From seasonal pollen allergies to hypothyroidism, here’s what we know about the 68-year-old presidential candidate’s health.
Clinton’s blood clots
Clinton’s current bout with pneumonia does not negate the fact that as secretary of state, she withstood an extensive travel schedule and maintained good health.
In a report that was released in July 2015 (PDF), Bardack wrote, “Mrs. Clinton is a healthy 67-year-old female whose current medical conditions include hypothyroidism and seasonal pollen allergies. Her past medical history is notable for a deep vein thrombosis in 1998 and in 2009, an elbow fracture in 2009 and a concussion in 2012. …”
“She participates in a healthy lifestyle and has had a full medical evaluation, which reveals no evidence of additional medical issues or cardiovascular disease. Her cancer screening evaluations are all negative. She is in excellent physical condition and fit to serve as President of the United States.”
Clinton was advised in 1998 to take blood-thinning medications to prevent deep vein thrombosis blood clots when she traveled on long-distance flights, Bardack wrote.
Blood clots can be a serious health risk for travelers, according to the United States Centers for Disease Control and Prevention. They can form in the deep veins of the legs when a person sits still for an extended period, such as during long flights. The problem turns serious if the blood clot breaks off and travels to other parts of the body, such as the lungs.
Along with taking blood-thinning medication, Clinton takes medication for hypothyroidism, a condition in which her thyroid gland is underactive and doesn’t produce enough important hormones, according to Bardack’s report.
The report also indicated that, in a physical exam on March 21, 2015, Clinton’s vital signs appeared “healthy,” with a blood pressure of 100/65, heart rate of 72, respiratory rate of 18 and temperature of 98.7. The remainder of her exam was normal.
In the new letter, Clinton’s vital signs showed blood pressure of 100/70, heart rate of 70, respiratory rate of 18, temperature of 97.8 and pulse-oximetry of 99%.
Clinton’s bones and brain
Clinton’s health history also includes a bone fracture. She stumbled at the State Department in summer 2009 and fractured her right elbow. The injury resulted in her having to undergo a two-hour surgery, which was deemed successful.
Then, in December 2012, Clinton suffered a stomach virus after traveling and fainted, which caused her to suffer a concussion, according to Bardack’s report. In follow-up evaluations, she was found to have a transverse sinus venous thrombosis — in other words, a blood clot in the brain. The clot later dissolved.
A concussion is a brain injury, explained Gupta.
“What we’ve heard from her medical note is, looking at the follow-up, there would be some concern, but she’s been tested, and there’s no long-term impact from her brain, and the blood clot has resolved,” he said.
Gupta added that it is difficult to comment on Clinton’s health without additional information.

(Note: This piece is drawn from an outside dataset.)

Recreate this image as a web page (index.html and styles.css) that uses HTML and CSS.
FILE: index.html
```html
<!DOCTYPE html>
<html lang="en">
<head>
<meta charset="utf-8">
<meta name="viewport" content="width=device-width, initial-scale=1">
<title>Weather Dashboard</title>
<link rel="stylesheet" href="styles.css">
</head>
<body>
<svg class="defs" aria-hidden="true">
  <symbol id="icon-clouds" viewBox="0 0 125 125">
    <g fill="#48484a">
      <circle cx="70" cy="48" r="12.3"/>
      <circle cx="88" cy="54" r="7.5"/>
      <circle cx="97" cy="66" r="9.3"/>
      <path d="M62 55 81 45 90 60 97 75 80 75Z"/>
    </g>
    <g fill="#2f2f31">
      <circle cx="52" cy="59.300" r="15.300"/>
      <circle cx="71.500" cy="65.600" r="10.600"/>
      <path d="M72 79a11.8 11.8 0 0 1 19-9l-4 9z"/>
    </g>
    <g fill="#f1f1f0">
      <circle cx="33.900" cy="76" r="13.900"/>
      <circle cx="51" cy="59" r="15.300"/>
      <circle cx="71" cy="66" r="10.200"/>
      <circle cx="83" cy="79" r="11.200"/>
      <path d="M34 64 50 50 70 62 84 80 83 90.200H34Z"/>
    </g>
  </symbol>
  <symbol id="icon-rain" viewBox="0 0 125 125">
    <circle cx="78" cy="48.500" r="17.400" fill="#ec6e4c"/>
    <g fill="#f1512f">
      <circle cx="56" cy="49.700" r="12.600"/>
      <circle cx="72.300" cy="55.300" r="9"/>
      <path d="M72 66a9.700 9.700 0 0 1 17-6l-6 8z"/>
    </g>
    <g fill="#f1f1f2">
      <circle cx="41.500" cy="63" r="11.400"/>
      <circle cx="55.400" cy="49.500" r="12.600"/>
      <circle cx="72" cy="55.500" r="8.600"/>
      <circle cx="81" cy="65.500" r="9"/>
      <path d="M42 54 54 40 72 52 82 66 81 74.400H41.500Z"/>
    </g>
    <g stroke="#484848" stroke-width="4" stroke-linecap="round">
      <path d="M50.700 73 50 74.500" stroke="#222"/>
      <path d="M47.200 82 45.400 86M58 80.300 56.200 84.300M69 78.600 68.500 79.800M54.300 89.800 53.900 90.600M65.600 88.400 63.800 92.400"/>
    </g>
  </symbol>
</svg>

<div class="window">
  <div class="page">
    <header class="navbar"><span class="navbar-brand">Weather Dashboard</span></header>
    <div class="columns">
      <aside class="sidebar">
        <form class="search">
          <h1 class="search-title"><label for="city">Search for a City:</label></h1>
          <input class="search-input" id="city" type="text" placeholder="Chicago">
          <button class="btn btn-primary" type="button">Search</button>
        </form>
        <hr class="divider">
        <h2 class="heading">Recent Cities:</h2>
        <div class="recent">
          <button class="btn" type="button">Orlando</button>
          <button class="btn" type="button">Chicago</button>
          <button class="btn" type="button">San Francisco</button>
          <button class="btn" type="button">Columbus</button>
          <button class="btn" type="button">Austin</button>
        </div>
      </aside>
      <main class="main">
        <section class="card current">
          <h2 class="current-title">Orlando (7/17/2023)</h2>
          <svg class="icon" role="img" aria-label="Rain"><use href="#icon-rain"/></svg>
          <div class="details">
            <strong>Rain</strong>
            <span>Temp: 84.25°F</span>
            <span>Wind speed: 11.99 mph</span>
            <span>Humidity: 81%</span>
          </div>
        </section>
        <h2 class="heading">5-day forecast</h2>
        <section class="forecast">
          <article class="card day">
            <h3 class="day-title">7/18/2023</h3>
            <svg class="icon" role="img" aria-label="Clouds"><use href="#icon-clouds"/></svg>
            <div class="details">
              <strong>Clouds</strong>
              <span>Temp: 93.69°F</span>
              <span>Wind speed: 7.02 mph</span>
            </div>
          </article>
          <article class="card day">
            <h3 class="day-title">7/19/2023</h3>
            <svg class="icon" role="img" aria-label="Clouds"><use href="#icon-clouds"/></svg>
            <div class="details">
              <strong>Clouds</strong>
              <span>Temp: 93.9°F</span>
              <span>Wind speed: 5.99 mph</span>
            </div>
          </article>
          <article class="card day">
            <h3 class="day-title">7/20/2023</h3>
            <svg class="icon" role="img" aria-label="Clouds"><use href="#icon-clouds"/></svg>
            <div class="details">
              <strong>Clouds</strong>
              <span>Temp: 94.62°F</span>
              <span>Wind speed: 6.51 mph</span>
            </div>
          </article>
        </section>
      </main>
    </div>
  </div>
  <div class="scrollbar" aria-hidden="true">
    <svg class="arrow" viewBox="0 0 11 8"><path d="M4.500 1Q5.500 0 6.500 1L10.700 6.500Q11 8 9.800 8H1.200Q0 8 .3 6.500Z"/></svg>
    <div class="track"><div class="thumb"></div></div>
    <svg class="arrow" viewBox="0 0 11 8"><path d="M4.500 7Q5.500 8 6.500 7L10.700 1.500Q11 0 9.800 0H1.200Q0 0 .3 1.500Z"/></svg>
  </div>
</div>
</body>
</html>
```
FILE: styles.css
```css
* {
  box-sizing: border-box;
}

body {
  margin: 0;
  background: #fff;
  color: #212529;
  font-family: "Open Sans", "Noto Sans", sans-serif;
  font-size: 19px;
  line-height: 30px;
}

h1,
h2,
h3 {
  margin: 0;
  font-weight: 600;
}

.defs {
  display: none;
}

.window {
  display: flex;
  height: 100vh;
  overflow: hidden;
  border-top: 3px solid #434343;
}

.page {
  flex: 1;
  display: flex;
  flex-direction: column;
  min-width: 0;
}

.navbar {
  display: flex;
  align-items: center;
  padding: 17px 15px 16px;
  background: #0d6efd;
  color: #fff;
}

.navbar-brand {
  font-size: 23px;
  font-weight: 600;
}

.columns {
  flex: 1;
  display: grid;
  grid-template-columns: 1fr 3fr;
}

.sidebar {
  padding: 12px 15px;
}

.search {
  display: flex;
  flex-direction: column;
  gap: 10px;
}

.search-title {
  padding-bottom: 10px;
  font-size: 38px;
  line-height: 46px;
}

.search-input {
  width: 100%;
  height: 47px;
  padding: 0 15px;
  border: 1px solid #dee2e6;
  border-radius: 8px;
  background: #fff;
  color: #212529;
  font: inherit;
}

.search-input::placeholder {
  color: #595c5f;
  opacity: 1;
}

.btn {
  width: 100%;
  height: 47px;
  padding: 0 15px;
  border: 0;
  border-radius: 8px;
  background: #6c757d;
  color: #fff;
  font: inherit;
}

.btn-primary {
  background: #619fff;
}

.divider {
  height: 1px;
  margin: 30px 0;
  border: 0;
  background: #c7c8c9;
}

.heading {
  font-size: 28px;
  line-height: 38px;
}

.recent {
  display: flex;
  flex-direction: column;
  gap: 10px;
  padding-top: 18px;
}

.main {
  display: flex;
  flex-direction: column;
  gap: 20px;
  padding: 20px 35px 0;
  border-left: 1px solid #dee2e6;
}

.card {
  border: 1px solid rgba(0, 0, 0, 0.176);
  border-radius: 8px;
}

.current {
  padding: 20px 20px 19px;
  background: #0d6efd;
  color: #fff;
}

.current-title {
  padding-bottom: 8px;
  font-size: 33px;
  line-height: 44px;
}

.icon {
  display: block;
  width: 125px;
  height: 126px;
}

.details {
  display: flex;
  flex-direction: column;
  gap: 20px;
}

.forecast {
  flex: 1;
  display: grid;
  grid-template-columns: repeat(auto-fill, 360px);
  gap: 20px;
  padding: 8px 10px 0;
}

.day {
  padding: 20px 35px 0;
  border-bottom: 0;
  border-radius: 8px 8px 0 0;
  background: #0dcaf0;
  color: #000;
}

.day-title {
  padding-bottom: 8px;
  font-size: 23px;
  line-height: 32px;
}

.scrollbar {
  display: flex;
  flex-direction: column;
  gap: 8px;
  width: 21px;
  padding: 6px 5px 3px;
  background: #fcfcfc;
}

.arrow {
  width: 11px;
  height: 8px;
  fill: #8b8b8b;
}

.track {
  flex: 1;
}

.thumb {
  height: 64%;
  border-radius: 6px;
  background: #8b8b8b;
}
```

“This diagnosis of pneumonia came in on Friday,” he said. “It’s a totally treatable thing, there’s no question about it, but it’s a serious diagnosis still and is something that should not be taken lightly.”
The Donald Trump campaign hadn’t commented on Clinton’s pneumonia diagnosis as of Sunday evening. Trump himself has released minimal information about his health.
Dr. Harold Bornstein, Trump’s personal physician, released a letter (PDF) in December that lacked much medical detail but noted that Trump would be “the healthiest individual ever elected to the presidency.”
Gupta found such language in the letter to be surprising and “almost comically” lacking objectivity.